### [Working data]
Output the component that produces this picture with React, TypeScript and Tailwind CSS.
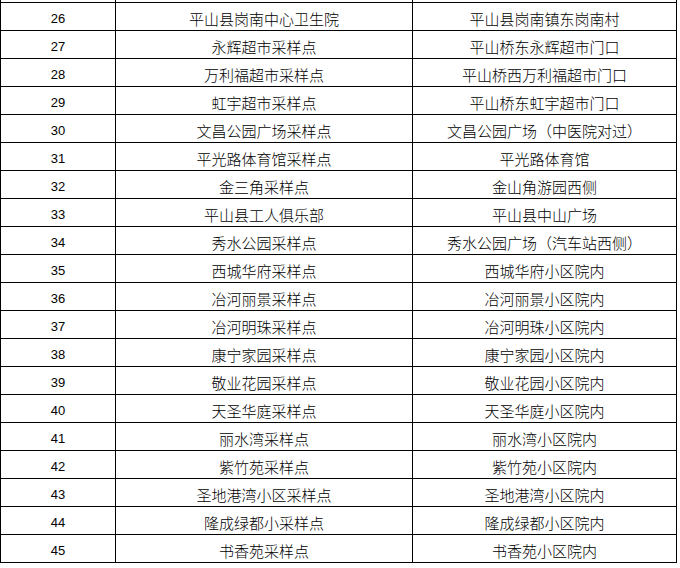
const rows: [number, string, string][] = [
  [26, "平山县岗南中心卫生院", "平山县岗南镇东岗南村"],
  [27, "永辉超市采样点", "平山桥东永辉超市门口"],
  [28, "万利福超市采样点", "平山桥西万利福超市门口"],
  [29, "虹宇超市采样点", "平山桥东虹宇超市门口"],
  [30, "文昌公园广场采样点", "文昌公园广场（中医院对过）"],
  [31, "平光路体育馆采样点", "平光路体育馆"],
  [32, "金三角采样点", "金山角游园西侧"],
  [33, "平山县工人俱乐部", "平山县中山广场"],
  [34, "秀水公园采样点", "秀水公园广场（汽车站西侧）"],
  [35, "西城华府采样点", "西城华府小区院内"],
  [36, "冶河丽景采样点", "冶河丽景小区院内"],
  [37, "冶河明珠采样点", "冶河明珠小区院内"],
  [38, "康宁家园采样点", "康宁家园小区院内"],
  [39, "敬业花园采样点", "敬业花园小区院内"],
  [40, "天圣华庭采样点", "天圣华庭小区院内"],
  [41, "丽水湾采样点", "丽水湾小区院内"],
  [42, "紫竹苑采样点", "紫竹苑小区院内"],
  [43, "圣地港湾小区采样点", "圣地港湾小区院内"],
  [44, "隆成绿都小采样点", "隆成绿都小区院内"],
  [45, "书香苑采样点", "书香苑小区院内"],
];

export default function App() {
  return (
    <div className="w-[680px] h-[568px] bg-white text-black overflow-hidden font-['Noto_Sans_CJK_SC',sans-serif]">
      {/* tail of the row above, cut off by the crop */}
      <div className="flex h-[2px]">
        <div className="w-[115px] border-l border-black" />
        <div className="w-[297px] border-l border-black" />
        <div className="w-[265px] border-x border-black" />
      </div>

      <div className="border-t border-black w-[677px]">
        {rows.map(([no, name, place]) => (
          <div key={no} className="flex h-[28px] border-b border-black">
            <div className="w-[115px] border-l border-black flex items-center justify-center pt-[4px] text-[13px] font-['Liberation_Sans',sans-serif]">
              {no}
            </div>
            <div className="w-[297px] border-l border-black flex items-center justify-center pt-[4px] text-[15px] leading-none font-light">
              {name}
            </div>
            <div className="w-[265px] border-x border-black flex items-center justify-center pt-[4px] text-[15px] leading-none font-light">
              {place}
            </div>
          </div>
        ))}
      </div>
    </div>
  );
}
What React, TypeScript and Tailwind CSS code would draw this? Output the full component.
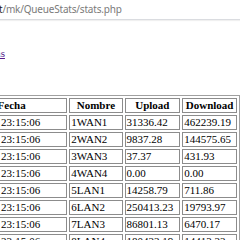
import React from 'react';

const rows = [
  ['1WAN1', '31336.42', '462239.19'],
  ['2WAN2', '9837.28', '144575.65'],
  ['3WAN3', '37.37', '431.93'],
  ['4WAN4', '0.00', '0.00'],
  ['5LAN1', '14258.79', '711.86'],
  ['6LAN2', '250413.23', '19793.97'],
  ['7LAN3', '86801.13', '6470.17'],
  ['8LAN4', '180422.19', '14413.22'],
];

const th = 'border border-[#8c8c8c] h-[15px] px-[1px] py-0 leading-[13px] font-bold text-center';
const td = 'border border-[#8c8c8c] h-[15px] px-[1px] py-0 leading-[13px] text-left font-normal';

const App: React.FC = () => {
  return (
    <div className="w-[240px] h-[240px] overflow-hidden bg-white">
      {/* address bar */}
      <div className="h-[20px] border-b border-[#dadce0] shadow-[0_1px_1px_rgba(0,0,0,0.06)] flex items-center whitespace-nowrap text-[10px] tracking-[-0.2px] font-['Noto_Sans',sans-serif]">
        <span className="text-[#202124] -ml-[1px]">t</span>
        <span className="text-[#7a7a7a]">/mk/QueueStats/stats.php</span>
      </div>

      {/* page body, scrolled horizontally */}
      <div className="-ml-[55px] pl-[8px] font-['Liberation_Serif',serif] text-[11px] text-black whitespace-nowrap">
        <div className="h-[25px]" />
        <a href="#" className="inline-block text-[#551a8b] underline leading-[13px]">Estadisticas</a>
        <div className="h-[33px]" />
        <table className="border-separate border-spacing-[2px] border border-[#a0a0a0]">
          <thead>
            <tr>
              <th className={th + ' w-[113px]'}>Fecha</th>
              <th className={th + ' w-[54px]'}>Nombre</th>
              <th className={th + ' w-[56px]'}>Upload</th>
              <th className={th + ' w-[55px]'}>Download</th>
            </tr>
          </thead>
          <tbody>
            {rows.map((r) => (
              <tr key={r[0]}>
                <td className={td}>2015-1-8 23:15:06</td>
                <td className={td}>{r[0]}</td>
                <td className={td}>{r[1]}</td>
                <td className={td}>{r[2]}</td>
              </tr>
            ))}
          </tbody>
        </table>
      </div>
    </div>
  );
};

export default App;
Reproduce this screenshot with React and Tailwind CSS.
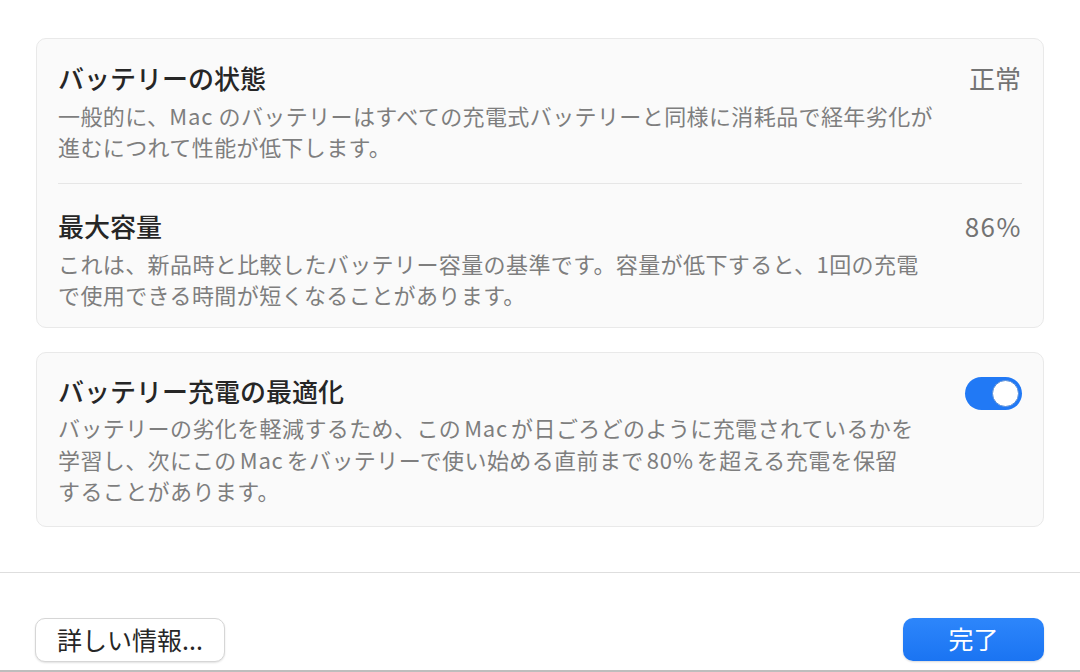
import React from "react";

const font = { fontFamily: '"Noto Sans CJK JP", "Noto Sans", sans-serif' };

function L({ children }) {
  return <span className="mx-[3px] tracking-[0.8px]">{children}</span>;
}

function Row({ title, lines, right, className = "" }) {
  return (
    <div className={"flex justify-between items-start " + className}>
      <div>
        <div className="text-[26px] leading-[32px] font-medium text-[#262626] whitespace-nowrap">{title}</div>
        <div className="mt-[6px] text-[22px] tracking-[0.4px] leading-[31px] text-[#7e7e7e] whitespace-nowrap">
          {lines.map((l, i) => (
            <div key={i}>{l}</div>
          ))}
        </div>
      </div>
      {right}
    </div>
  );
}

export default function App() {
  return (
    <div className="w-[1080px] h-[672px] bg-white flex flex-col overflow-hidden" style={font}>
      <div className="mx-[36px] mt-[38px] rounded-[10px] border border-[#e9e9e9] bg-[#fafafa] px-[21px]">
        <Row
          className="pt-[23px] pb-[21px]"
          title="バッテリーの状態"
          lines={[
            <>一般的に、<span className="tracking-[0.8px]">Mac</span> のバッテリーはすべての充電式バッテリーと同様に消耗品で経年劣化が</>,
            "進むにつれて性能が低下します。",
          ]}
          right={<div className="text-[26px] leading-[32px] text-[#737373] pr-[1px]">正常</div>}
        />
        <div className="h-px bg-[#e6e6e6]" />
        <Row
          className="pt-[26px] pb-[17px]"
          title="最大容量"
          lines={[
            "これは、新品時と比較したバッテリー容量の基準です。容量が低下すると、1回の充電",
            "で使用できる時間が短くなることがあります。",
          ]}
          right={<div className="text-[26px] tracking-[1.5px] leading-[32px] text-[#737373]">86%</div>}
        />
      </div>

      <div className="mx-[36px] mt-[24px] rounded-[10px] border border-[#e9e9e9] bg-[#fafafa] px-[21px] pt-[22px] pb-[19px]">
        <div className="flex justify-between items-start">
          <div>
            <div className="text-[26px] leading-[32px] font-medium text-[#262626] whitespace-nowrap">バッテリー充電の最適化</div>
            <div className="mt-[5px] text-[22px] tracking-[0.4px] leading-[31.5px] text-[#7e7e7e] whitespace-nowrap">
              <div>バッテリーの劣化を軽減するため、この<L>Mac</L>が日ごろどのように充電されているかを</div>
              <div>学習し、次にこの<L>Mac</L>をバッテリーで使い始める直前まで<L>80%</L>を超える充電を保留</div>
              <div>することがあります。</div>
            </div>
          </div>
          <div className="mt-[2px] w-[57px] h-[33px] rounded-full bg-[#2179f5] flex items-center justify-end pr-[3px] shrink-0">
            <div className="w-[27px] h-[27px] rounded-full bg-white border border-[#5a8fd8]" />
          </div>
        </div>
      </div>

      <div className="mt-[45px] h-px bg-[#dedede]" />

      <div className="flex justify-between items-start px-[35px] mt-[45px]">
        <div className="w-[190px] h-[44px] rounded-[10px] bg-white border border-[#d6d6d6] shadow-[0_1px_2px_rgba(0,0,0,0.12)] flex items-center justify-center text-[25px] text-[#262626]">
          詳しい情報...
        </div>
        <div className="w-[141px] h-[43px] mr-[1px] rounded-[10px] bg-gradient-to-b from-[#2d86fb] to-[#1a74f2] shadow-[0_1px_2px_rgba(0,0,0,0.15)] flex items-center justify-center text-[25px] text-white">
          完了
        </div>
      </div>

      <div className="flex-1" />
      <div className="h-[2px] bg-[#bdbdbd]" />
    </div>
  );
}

### [Prompt]
Beginning with the line above that contains "What React, TypeScript" and finishing with the line that contains "const td = 'border", print those lines exactly and only. Skip all pictures.

### [Exercise result]
What React, TypeScript and Tailwind CSS code would draw this? Output the full component.
import React from 'react';

const rows = [
  ['1WAN1', '31336.42', '462239.19'],
  ['2WAN2', '9837.28', '144575.65'],
  ['3WAN3', '37.37', '431.93'],
  ['4WAN4', '0.00', '0.00'],
  ['5LAN1', '14258.79', '711.86'],
  ['6LAN2', '250413.23', '19793.97'],
  ['7LAN3', '86801.13', '6470.17'],
  ['8LAN4', '180422.19', '14413.22'],
];

const th = 'border border-[#8c8c8c] h-[15px] px-[1px] py-0 leading-[13px] font-bold text-center';
const td = 'border border-[#8c8c8c] h-[15px] px-[1px] py-0 leading-[13px] text-left font-normal';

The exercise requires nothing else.